[Exercise]:
Look through the entries below and extract exactly the lines from the one containing "Recreate this image" through the one containing "import React from 'react';", ends included.

[A block of data]
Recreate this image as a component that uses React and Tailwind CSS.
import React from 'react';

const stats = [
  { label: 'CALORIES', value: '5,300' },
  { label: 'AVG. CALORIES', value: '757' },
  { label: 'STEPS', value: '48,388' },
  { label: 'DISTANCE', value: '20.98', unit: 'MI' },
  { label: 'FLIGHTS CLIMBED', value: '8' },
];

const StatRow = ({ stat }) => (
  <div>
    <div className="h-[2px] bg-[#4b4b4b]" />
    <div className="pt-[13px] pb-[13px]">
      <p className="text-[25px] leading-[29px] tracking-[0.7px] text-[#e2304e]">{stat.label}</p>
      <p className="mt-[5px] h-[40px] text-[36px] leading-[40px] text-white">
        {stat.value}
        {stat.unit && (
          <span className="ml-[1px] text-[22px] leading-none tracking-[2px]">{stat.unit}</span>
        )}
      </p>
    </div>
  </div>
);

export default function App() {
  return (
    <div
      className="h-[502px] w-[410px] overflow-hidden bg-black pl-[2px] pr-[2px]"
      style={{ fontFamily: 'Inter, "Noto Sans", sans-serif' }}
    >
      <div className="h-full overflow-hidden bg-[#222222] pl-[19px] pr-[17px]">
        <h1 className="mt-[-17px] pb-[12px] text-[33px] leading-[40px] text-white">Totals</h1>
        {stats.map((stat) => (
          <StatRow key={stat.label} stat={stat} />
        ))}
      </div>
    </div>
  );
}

---

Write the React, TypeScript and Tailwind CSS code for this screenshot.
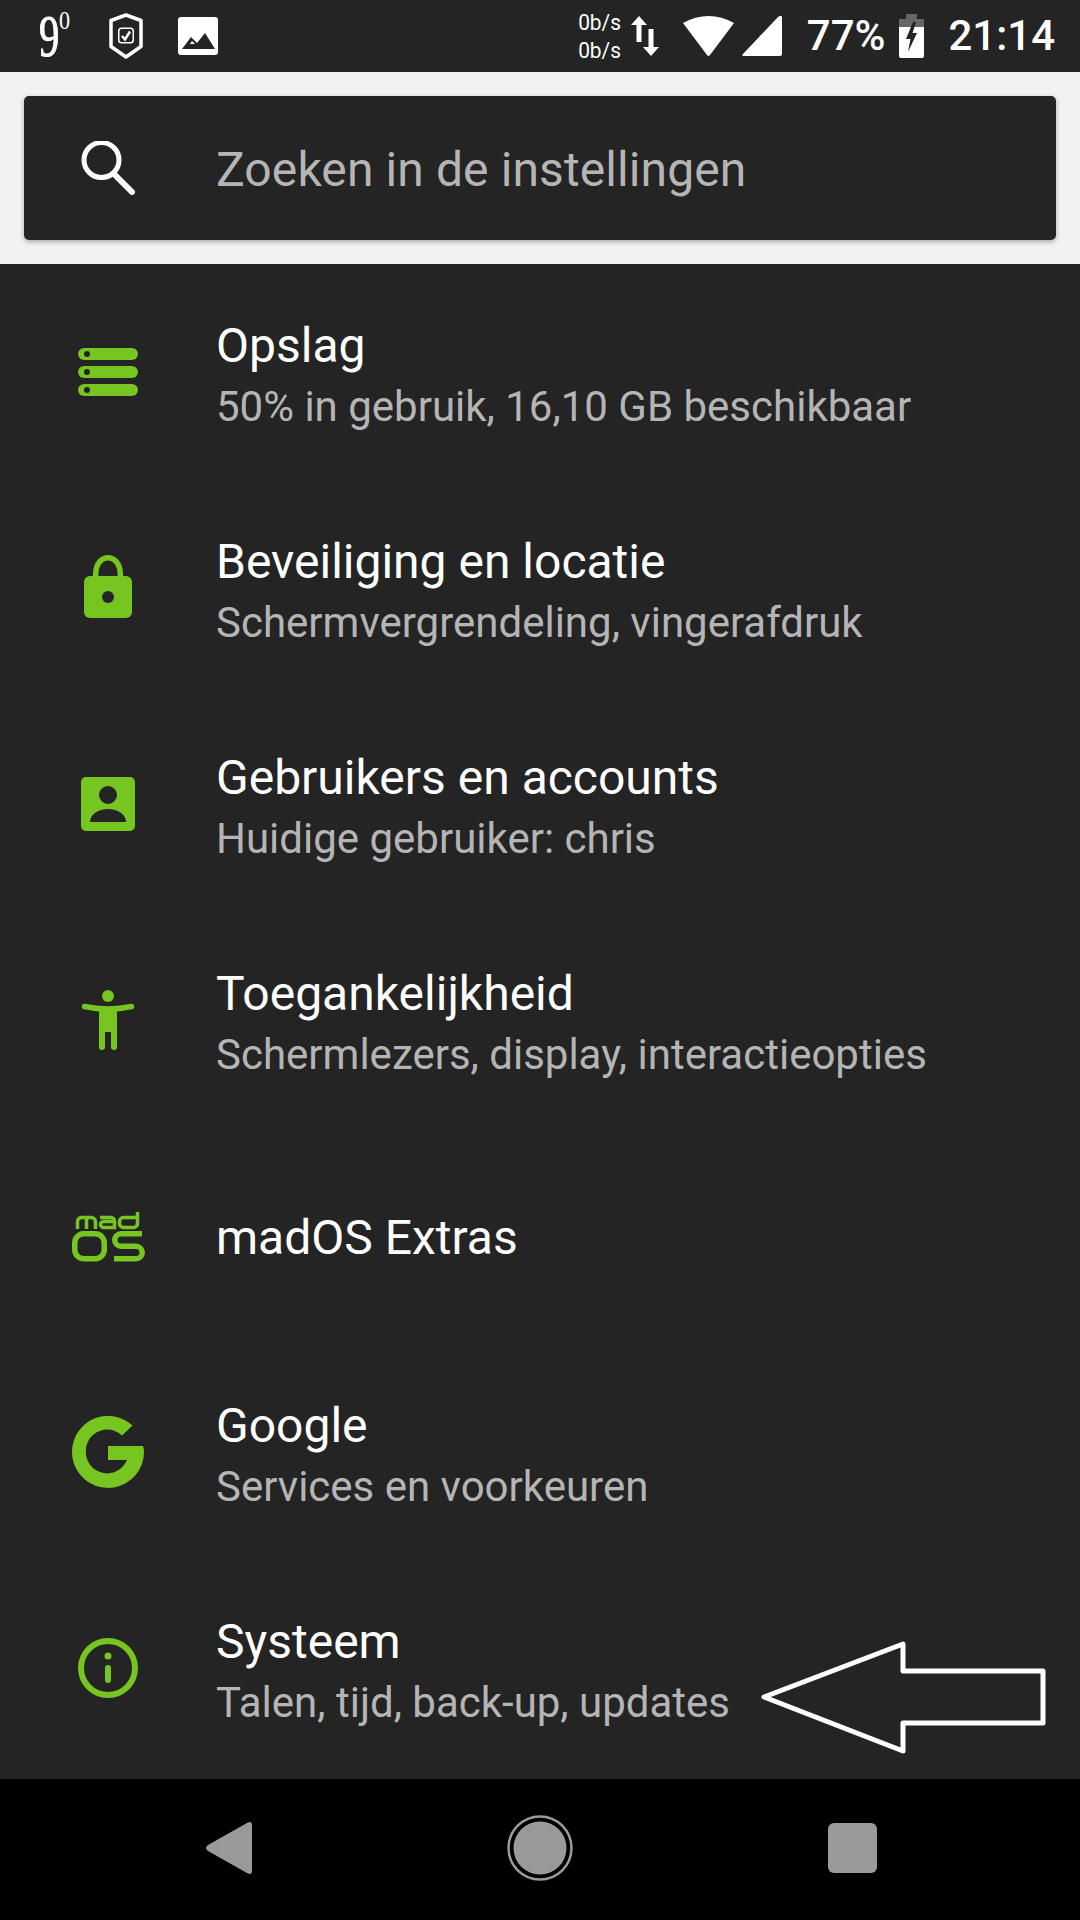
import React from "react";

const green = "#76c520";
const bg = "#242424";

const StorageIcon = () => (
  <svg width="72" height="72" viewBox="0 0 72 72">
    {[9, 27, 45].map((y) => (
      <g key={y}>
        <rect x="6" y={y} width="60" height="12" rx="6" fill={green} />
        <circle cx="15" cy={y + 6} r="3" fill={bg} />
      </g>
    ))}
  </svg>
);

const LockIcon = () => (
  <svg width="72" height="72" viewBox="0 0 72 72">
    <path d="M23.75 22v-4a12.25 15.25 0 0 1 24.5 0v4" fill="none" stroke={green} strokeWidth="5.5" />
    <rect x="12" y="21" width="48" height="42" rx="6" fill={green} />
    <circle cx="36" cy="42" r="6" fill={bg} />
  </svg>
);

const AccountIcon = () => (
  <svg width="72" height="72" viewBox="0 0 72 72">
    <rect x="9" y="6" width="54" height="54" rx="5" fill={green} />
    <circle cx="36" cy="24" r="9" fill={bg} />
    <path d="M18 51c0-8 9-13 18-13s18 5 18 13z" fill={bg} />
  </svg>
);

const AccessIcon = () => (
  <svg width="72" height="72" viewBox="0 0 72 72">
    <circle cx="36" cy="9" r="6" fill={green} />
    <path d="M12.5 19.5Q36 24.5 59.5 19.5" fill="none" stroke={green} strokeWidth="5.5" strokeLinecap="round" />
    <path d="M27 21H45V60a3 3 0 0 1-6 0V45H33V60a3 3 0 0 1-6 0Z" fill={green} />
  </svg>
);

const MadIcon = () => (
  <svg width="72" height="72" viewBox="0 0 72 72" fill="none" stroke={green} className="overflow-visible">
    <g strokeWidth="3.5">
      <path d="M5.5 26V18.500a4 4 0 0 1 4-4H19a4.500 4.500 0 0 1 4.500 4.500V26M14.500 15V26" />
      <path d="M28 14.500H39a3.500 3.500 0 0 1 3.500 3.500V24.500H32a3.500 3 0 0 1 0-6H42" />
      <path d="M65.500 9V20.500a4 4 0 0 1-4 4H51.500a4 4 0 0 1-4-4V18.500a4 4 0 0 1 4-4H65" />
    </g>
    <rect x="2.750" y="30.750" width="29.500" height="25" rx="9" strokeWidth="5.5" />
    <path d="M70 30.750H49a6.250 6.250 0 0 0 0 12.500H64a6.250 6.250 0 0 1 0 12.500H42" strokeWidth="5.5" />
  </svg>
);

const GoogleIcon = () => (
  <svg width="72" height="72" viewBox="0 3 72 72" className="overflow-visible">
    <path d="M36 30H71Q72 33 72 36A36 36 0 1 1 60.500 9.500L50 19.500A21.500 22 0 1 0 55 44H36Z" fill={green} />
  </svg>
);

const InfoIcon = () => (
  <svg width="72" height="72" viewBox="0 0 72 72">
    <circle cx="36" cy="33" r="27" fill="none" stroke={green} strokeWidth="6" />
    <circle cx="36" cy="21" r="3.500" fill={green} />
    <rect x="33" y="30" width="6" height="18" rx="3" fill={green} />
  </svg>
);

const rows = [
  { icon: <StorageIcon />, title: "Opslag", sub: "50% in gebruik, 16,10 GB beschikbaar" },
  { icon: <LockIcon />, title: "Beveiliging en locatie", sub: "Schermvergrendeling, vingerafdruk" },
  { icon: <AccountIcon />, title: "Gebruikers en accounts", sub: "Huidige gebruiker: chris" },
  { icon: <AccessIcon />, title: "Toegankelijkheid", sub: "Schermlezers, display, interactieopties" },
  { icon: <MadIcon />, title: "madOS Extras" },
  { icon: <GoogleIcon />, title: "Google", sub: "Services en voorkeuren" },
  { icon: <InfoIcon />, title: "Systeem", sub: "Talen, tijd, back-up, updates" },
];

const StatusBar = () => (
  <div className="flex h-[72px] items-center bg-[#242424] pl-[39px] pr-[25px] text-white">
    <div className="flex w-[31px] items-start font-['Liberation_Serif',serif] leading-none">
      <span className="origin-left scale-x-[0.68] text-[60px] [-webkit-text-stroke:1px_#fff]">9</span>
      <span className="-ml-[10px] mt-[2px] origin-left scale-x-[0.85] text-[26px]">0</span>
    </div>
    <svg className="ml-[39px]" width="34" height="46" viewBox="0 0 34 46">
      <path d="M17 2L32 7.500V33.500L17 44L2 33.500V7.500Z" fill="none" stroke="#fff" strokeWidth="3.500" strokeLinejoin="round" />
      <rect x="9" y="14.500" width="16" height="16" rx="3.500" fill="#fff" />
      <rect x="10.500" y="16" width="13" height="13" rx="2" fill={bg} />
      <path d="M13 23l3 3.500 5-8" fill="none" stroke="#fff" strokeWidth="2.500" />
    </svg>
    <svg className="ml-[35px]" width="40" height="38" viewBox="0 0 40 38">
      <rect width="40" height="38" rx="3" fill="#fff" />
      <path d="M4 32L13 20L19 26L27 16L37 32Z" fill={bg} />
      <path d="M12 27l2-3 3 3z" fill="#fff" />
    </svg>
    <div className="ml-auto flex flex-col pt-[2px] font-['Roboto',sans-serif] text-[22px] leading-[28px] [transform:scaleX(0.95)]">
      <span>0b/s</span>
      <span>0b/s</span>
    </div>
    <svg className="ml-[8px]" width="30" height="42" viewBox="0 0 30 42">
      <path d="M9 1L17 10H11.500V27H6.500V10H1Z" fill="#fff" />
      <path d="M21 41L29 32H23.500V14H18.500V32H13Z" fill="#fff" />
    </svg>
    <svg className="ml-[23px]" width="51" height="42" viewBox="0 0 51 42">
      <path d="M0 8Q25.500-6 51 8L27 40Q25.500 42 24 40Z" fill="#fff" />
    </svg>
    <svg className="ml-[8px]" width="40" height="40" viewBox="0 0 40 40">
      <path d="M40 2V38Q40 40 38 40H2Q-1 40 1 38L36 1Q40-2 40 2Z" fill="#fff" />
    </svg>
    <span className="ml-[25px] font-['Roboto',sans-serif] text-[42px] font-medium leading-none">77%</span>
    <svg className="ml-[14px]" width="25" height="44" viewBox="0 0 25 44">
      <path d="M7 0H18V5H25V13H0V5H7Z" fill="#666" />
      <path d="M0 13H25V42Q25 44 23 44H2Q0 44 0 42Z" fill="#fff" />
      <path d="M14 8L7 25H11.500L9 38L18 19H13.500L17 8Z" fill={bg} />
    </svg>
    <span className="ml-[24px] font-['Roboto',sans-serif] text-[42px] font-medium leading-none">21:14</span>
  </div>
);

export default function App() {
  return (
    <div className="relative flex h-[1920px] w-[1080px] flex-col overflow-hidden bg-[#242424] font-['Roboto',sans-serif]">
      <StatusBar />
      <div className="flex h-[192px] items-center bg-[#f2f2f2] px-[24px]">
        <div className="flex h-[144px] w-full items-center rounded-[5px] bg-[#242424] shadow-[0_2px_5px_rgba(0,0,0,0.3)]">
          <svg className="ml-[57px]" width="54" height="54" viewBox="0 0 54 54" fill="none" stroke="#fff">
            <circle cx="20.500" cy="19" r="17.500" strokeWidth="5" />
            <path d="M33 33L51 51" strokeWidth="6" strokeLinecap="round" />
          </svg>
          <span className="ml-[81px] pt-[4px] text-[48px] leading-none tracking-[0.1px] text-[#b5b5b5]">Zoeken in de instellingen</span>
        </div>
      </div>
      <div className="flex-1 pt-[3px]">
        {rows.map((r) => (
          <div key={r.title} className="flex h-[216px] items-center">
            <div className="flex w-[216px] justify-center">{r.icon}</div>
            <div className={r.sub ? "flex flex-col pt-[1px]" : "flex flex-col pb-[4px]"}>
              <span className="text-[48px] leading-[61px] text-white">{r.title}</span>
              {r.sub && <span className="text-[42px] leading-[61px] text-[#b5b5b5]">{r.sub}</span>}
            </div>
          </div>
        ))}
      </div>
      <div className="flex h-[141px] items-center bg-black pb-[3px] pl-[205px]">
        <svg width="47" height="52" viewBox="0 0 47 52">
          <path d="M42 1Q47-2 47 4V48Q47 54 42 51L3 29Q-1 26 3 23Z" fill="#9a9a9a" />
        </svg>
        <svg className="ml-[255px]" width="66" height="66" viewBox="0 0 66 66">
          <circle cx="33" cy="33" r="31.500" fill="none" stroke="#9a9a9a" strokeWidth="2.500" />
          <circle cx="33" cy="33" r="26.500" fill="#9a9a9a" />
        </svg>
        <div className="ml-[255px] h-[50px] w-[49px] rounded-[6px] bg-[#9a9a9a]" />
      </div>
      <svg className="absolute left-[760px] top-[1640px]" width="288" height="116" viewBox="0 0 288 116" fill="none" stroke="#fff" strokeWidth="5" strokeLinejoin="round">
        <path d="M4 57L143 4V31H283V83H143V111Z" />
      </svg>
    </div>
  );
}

[Output for this exercise]:
Recreate this image as a component that uses React and Tailwind CSS.
import React from 'react';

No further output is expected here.